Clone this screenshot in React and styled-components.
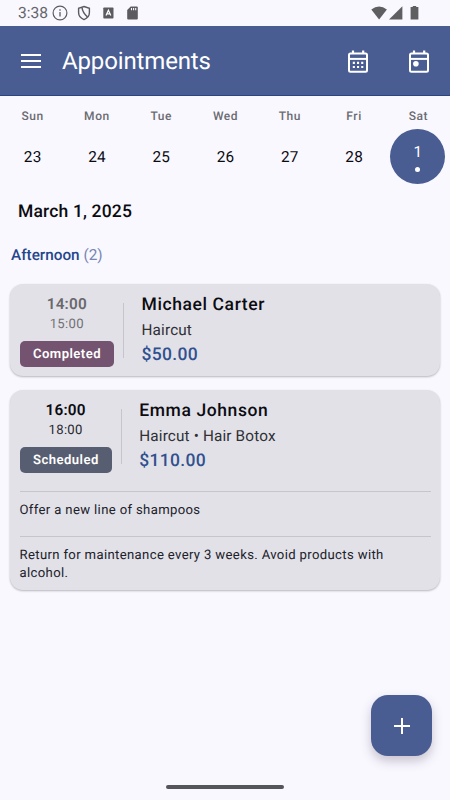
import React from "react";
import styled, { createGlobalStyle } from "styled-components";

const days = [
  { name: "Sun", date: 23 },
  { name: "Mon", date: 24 },
  { name: "Tue", date: 25 },
  { name: "Wed", date: 26 },
  { name: "Thu", date: 27 },
  { name: "Fri", date: 28 },
  { name: "Sat", date: 1, selected: true },
];

const appointments = [
  {
    start: "14:00",
    end: "15:00",
    status: "Completed",
    client: "Michael Carter",
    services: "Haircut",
    price: "$50.00",
    notes: [],
  },
  {
    start: "16:00",
    end: "18:00",
    status: "Scheduled",
    client: "Emma Johnson",
    services: "Haircut • Hair Botox",
    price: "$110.00",
    notes: [
      "Offer a new line of shampoos",
      "Return for maintenance every 3 weeks. Avoid products with alcohol.",
    ],
  },
];

const StatusIcons = () => (
  <StatusGroup>
    <svg width="16" height="16" viewBox="0 0 16 16">
      <circle cx="8" cy="8" r="6.9" fill="none" stroke="#5c5c60" strokeWidth="1.2" />
      <path d="M8 7v4.6M8 4.3v1.4" stroke="#5c5c60" strokeWidth="1.3" />
    </svg>
    <svg width="14" height="16" viewBox="0 0 14 16">
      <path
        d="M7 1.5 12.4 3.3v4.3c0 3.3-2.2 5.8-5.4 7C3.8 13.4 1.6 10.9 1.6 7.6V3.3Z"
        fill="none"
        stroke="#5c5c60"
        strokeWidth="1.4"
      />
      <path d="M5 2.5Q5.5 7.5 10.5 12" fill="none" stroke="#5c5c60" strokeWidth="1.5" />
    </svg>
    <svg width="11" height="12" viewBox="0 0 11 12">
      <rect x="0.3" y="0.5" width="10.2" height="11" rx="0.8" fill="#5c5c60" />
      <path d="M3 8.6 5.4 3.2 7.8 8.6M3.9 6.9h3" fill="none" stroke="#fff" strokeWidth="1.2" />
    </svg>
    <svg width="11" height="14" viewBox="0 0 11 14">
      <path d="M3.7.5h6.1q1 0 1 1v11q0 1-1 1H1.2q-1 0-1-1V4Z" fill="#5c5c60" />
      <path d="M4.5 2v2.2M6.6 2v2.2M8.7 2v2.2" stroke="#f9f8ff" strokeWidth="1.1" />
    </svg>
  </StatusGroup>
);

const SignalIcons = () => (
  <svg width="50" height="16" viewBox="0 0 50 16">
    <path d="M.3 4.6Q8.1-1.4 15.9 4.6L8.1 14.4Z" fill="#5f5f62" />
    <path d="M31.4 1.2v13.4H18Z" fill="#5f5f62" />
    <path d="M41.8 1.1h3.4v1h2.2v12.500h-7.800V2.100h2.200Z" fill="#5f5f62" />
  </svg>
);

const MenuIcon = () => (
  <svg width="20" height="14" viewBox="0 0 20 14">
    <path d="M0 1h20M0 7h20M0 13h20" stroke="#fff" strokeWidth="1.9" />
  </svg>
);

const CalendarIcon = ({ today }) => (
  <svg width="20" height="23" viewBox="0 0 20 23">
    <rect x="1" y="3.4" width="18" height="18.3" rx="1.5" fill="none" stroke="#fff" strokeWidth="2" />
    <path d="M1 8.9h18" stroke="#fff" strokeWidth="2" />
    <path d="M5 .5v3M15.2 .5v3" stroke="#fff" strokeWidth="2.2" />
    {today ? (
      <circle cx="6.9" cy="13.7" r="2.8" fill="#fff" />
    ) : (
      <path
        d="M4.8 12.9h2.1M9 12.9h2.1M13.2 12.9h2.1M4.8 17h2.1M9 17h2.1M13.2 17h2.1"
        stroke="#fff"
        strokeWidth="2.1"
      />
    )}
  </svg>
);

const AppointmentCard = ({ appointment }) => {
  const completed = appointment.status === "Completed";
  return (
    <Card>
      <Summary>
        <TimeColumn>
          <StartTime $muted={completed}>{appointment.start}</StartTime>
          <EndTime $muted={completed}>{appointment.end}</EndTime>
          <Badge $completed={completed}>{appointment.status}</Badge>
        </TimeColumn>
        <VerticalDivider />
        <Details>
          <Client>{appointment.client}</Client>
          <Services>{appointment.services}</Services>
          <Price>{appointment.price}</Price>
        </Details>
      </Summary>
      {appointment.notes.map((note) => (
        <Note key={note}>{note}</Note>
      ))}
    </Card>
  );
};

const App = () => {
  return (
    <Screen>
      <GlobalStyle />
      <StatusBar>
        <Clock>3:38</Clock>
        <StatusIcons />
        <SignalIcons />
      </StatusBar>
      <Toolbar>
        <IconButton aria-label="Menu">
          <MenuIcon />
        </IconButton>
        <Title>Appointments</Title>
        <Actions>
          <IconButton aria-label="Calendar">
            <CalendarIcon />
          </IconButton>
          <IconButton aria-label="Today">
            <CalendarIcon today />
          </IconButton>
        </Actions>
      </Toolbar>
      <Week>
        {days.map((day) => (
          <Day key={day.name}>
            <DayName>{day.name}</DayName>
            <DayNumber $selected={day.selected}>
              {day.date}
              {day.selected && <Dot />}
            </DayNumber>
          </Day>
        ))}
      </Week>
      <DateHeading>March 1, 2025</DateHeading>
      <Period>
        Afternoon <Count>(2)</Count>
      </Period>
      <List>
        {appointments.map((appointment) => (
          <AppointmentCard key={appointment.start} appointment={appointment} />
        ))}
      </List>
      <AddButton aria-label="Add appointment">
        <svg width="16" height="16" viewBox="0 0 16 16">
          <path d="M8 0v16M0 8h16" stroke="#fff" strokeWidth="2" />
        </svg>
      </AddButton>
      <HomeIndicator />
    </Screen>
  );
};

const GlobalStyle = createGlobalStyle`
  * {
    box-sizing: border-box;
  }
  body {
    margin: 0;
    background: #f9f8ff;
    font-family: Roboto, sans-serif;
    text-rendering: geometricPrecision;
  }
  h1, h2, h3, p {
    margin: 0;
  }
  svg {
    display: block;
    flex: none;
  }
`;

const Screen = styled.div`
  position: relative;
  display: flex;
  flex-direction: column;
  width: 450px;
  height: 800px;
  overflow: hidden;
  background: #f9f8ff;
  color: #0b0b10;
`;

const StatusBar = styled.div`
  display: flex;
  align-items: center;
  height: 26px;
  padding: 0 29px 0 18px;
`;

const Clock = styled.span`
  width: 34px;
  font-size: 15.6px;
  color: #66666a;
`;

const StatusGroup = styled.div`
  display: flex;
  flex: 1;
  align-items: center;

  svg:nth-child(2) {
    margin-left: 9px;
  }
  svg:nth-child(3) {
    margin-left: 12px;
  }
  svg:nth-child(4) {
    margin-left: 13px;
  }
`;

const Toolbar = styled.header`
  display: flex;
  align-items: center;
  height: 70px;
  padding: 1px 21px 0;
  background: #495d92;
  border-bottom: 1px solid #2b4583;
`;

const IconButton = styled.button`
  padding: 0;
  border: 0;
  background: none;
`;

const Title = styled.h1`
  margin-left: 21px;
  font-size: 24px;
  font-weight: 400;
  line-height: 30px;
  letter-spacing: -0.14px;
  color: #fff;
`;

const Actions = styled.div`
  display: flex;
  gap: 41px;
  margin-left: auto;
`;

const Week = styled.div`
  display: grid;
  grid-template-columns: repeat(7, 1fr);
  height: 89px;
  padding-top: 11px;
`;

const Day = styled.div`
  display: flex;
  flex-direction: column;
  align-items: center;
`;

const DayName = styled.span`
  font-size: 12px;
  font-weight: 500;
  line-height: 18px;
  letter-spacing: 0.55px;
  color: #6b6b72;
  padding-left: 1px;
`;

const DayNumber = styled.div`
  display: flex;
  flex-direction: column;
  align-items: center;
  justify-content: center;
  gap: 5px;
  width: 55px;
  height: 55px;
  margin-top: 4px;
  padding-left: ${({ $selected }) => ($selected ? 0 : "1.2px")};
  border-radius: 50%;
  font-size: 15.3px;
  line-height: 20px;
  letter-spacing: 0.27px;
  background: ${({ $selected }) => ($selected ? "#495d92" : "transparent")};
  color: ${({ $selected }) => ($selected ? "#fff" : "#0b0b10")};
`;

const Dot = styled.span`
  width: 5px;
  height: 5px;
  border-radius: 50%;
  background: #fff;
`;

const DateHeading = styled.h2`
  padding: 16px 18px 0;
  font-size: 17.5px;
  font-weight: 500;
  line-height: 22px;
  letter-spacing: 0.16px;
`;

const Period = styled.h3`
  padding: 21px 11px 0;
  font-size: 15.3px;
  font-weight: 500;
  line-height: 22px;
  color: #26468c;
`;

const Count = styled.span`
  font-weight: 400;
  color: #7786b2;
`;

const List = styled.main`
  display: flex;
  flex-direction: column;
  gap: 14px;
  padding: 18px 10.5px 0 10px;
`;

const Card = styled.article`
  padding: 9px 9px 9px 9.5px;
  border-radius: 13px;
  background: #e2e1e8;
  box-shadow: 0 1px 2px rgba(0, 0, 0, 0.22), 0 1px 3px rgba(0, 0, 0, 0.06);
`;

const Summary = styled.div`
  display: flex;
  height: 74px;
`;

const TimeColumn = styled.div`
  display: flex;
  flex-direction: column;
  align-items: center;
`;

const StartTime = styled.span`
  font-size: 15.3px;
  font-weight: 600;
  line-height: 22px;
  letter-spacing: 0.2px;
  color: ${({ $muted }) => ($muted ? "#68686d" : "#0b0b10")};
`;

const EndTime = styled.span`
  padding-top: 1px;
  font-size: 13.1px;
  line-height: 17px;
  letter-spacing: 0.3px;
  color: ${({ $muted }) => ($muted ? "#717176" : "#27272d")};
`;

const Badge = styled.span`
  height: 26px;
  margin-top: 8px;
  padding: 1px 13px 0 13.5px;
  border-radius: 5px;
  font-size: 13.1px;
  font-weight: 600;
  line-height: 26px;
  letter-spacing: 0.45px;
  color: #fff;
  background: ${({ $completed }) => ($completed ? "#73536f" : "#585e71")};
`;

const VerticalDivider = styled.div`
  width: 1px;
  height: 55px;
  margin: 10px 17.5px 0 9px;
  background: #c5c5cd;
`;

const Details = styled.div`
  display: flex;
  flex-direction: column;
  padding-top: 1px;
`;

const Client = styled.span`
  font-size: 17.5px;
  font-weight: 500;
  line-height: 22px;
  letter-spacing: 0.6px;
`;

const Services = styled.span`
  margin-top: 4px;
  font-size: 15.3px;
  line-height: 21px;
  letter-spacing: 0.15px;
  color: #303036;
`;

const Price = styled.span`
  margin-top: 2px;
  font-size: 17.5px;
  font-weight: 500;
  line-height: 24px;
  letter-spacing: 0.3px;
  color: #30508f;
`;

const Note = styled.p`
  margin-top: 16.5px;
  padding-top: 10px;
  border-top: 1px solid #c5c5cd;
  font-size: 13.1px;
  line-height: 17.5px;
  letter-spacing: 0.36px;
  color: #202029;

  &:first-of-type {
    margin-top: 18px;
  }

  &:last-child {
    margin-bottom: -1px;
  }
`;

const AddButton = styled.button`
  position: absolute;
  right: 18px;
  bottom: 44px;
  display: flex;
  align-items: center;
  justify-content: center;
  width: 61px;
  height: 61px;
  padding: 0;
  border: 0;
  border-radius: 17px;
  background: #495d92;
  box-shadow: 0 5px 11px rgba(50, 30, 60, 0.25);
`;

const HomeIndicator = styled.div`
  position: absolute;
  left: 166px;
  bottom: 11px;
  width: 118px;
  height: 4px;
  border-radius: 2px;
  background: #555659;
`;

export default App;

==============================

- Task instructions: Copy all the lines above that hold the string "components".

- Written response:
Clone this screenshot in React and styled-components.
import styled, { createGlobalStyle } from "styled-components";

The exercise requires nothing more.